Sekum PP Muhammadiyah Minta Negara tak Atur Penetapan Awal Ramadan dan 1 Syawal

Berdasarkan konstitusi Bangsa Indonesia setiap warga menjalankan ibadahnya tanpa adanya intervensi dari negara termasuk dalam penetapan awal Ramadan dan 1 Syawal.

“Negara tidak usah mengatur penetapan awal Ramadan, 1 Syawal maupun hari besar agama Islam lainnya,” kata Sekretaris Umum (Sekum) PP Muhamamdiyah Abdul Mu’ti dalam acara pembukaan Musyawarah Daerah (Musyda) Muhamamdiyah Kota Bogor, Ahad (28/5/2023).

Ia menceritakan menelpon Sekjen DPP PDIP Hasto Kristiyanto ketika Wali Kota Pekalongan Afzan Arslan Djunaid yang juga kader partai berlambang Banteng Moncong Putih melarang warga Muhamamdiyah menggunakan lapangan Mataram untuk Shalat Idul Fitri.

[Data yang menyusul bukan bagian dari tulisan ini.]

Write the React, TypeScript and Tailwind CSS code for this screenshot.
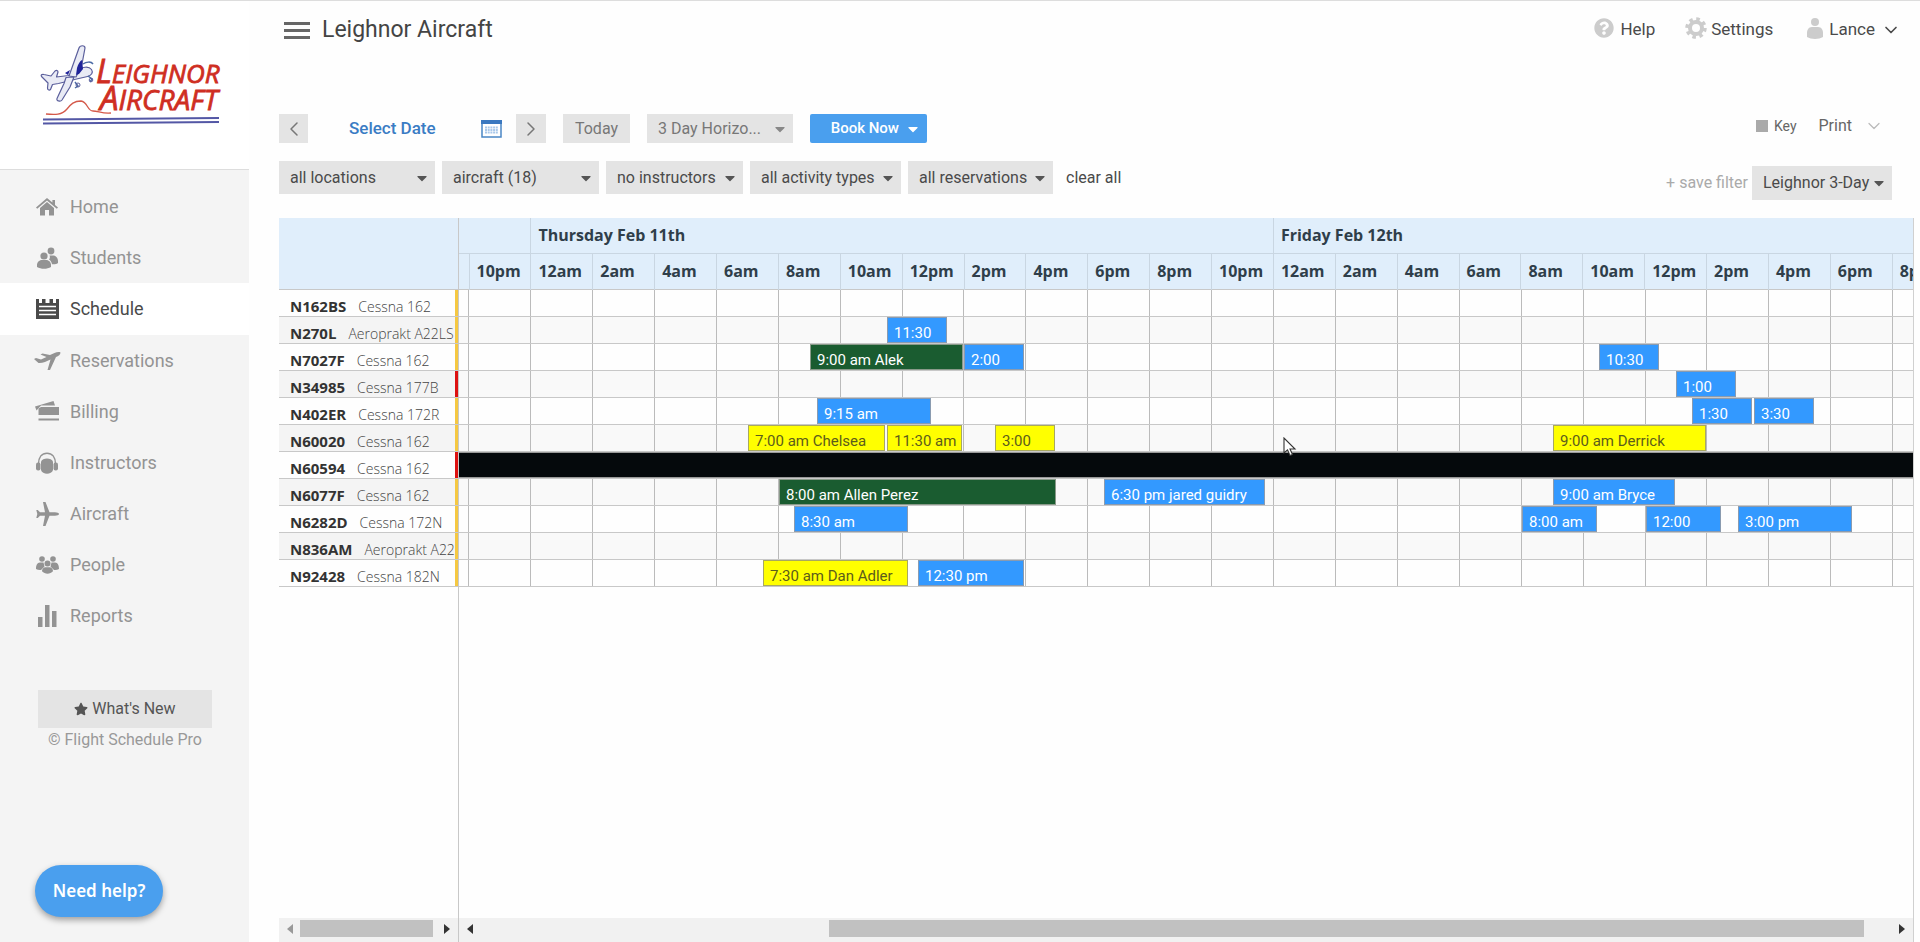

Akhirnya Wali Kota Pekalongan meminta maaf dan memberikan izin warga Muhamamdiyah menggunakan lapangan Mataram untuk menjalankan Shalat Idul Fitri.

Kata Mu’ti, konstitusional Indonesia Negara Pancasila yang mengatur kemerdekaan warganya untuk menjalankan ibadah sesuai agama dan kepercayaannya.

Mu’ti menambahkan, paham rezimentasi agama sudah tampak jelas terjadi di Indonesia. Paham agama dari kelompok tertentu dipaksakan untuk diterima oleh kelompok lain. Jika ini dibiarkan, bisa menjadi masalah serius karena sikap negara seharusnya berdiri di atas semua kelompok dan agama. Warga harus dibebaskan menganut keyakinan sesuai dengan agama dan kepercayaan.

”Formalisasi kehidupan beragama bisa menjadi masalah serius jika ada kelompok yang memaksakan paham agama tertentu dan itu didukung oleh pemerintah atau negara,” katanya.

Indonesia, menurutnya, tidak boleh mengulangi kesalahan yang sama, memaksakan paham agama tertentu kepada kelompok lain. Sebab, di Indonesia sudah jelas kebebasan beragama dijamin konstitusi. Seluruh warga negara berhak mendapatkan kebebasan dan negara tidak boleh berpihak pada agama tertentu. Semua pihak harus mendapatkan ruang dan rasa aman sesuai dengan agama dan keagamaan.

”Gejalanya sudah ada makanya diangkat dalam isu Muktamar. Gejala yang terlihat, misalnya, paham tertentu tidak boleh di Indonesia diikuti dan kalau terjadi akan menjadi masalah soal keyakinan berdasarkan siapa dan berapa pengikutnya,” ungkapnya.

Muhammadiyah akan terus mendorong kemajemukan dan negara harus berdiri di atas semua kelompok untuk bisa beribadah sesuai dengan konstitusi UUD 1945.

Selain itu, dalam konteks aktualisasi Islam yang berkemajuan, Mu’ti menyampaikan bahwa makna aktualisasi adalah mengenalkan Islam yang sesuai dengan karakter agama Islam. Yakni Islam sebagai agama yang berkemajuan yang ajaran dan nilai-nilainya mengandung dan mendorong kemajuan.

Karakter berkemajuan itulah yang oleh Mu’ti harus dimiliki Muhammadiyah saat ini dan di masa depan. “Karakter-karakter tersebut saya kira menjadi bagian penting yang harus dimiliki Muhammadiyah di masa depan”. Mu’ti lalu merangkum 5 karakter Muhammadiyah di masa depan, yakni (a) mendunia; (b) terbuka; (c) inovatif tata kelolanya; (d) adaptif terhadap perubahan, dan; (e) responsif terhadap berbagai persoalan kontemporer.